Co-living arrangements have been sweeping through Europe’s capital cities, as the younger generations look beyond traditional residencies. Berlin-based Quarters recently announced a $1 billion expansion plan and startups like the Collective have made inroads throughout major European cities.
“The co-living market is evolving quickly, having emerged from nowhere over the last two or three years,” says James Kingdom, Head of Alternatives Research at JLL, told The Investor. “There is significant growth potential in cities where there is pressure on urban land use and the affordability of housing.”
So what’s next? Co-living platforms are beginning to look at Europe’s secondary cities for growth.
The Collective, for instance, has received $800 million to fund growth across the UK, US and Europe and now has 8,000 units operating or under development, with plans to expand to seven German cities. Quarters has announced branches in Krakow and The Hague. Property investment company Oppidan recently opened a co-living unit in Manchester, and they currently plan to do the same in Leeds.
“We’re seeing new and overseas entrants as well as established developers, many with student housing portfolios, looking to Europe’s secondary cities where there is plenty of growth potential,” Kingdom said.
Europe’s secondary cities have become attractive for two significant reasons. They often have less competition for sites than capital cities, which makes planning developments an easier task. Thanks to this lessening competition, regional cities offer the opportunity for larger developments at a much lower cost.

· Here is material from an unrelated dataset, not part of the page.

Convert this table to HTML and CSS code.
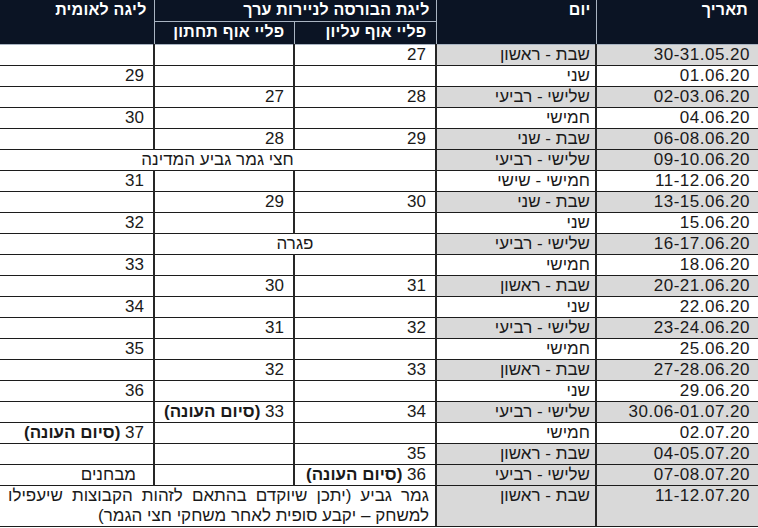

Europe has been clamping down on Airbnb and related services, however, offering up all manner of regulations, which could get in the way of these co-living companies obtaining planning permission.
“Co-living is an ambiguous use class which matters, especially in European markets, as you have various legal obstacles around minimum size, rents and lease lengths in the rental sector,” Kingdom said.
Despite regulation risks, co-living arrangements have become extremely popular with investors. Since 2015, investors have poured more than $3.2 billion into co-living projects, and all signs point to this figure increasing in the coming years.
“Co-living allows investors to diversify their portfolio, and enhance opportunities and pricing,” Kingdom said. “The range of potential customers increases compared to focusing on one particular sector.”
At present, the UK, Netherlands and France are Europe’s largest co-living markets, but Germany is catching up, according to JLL research.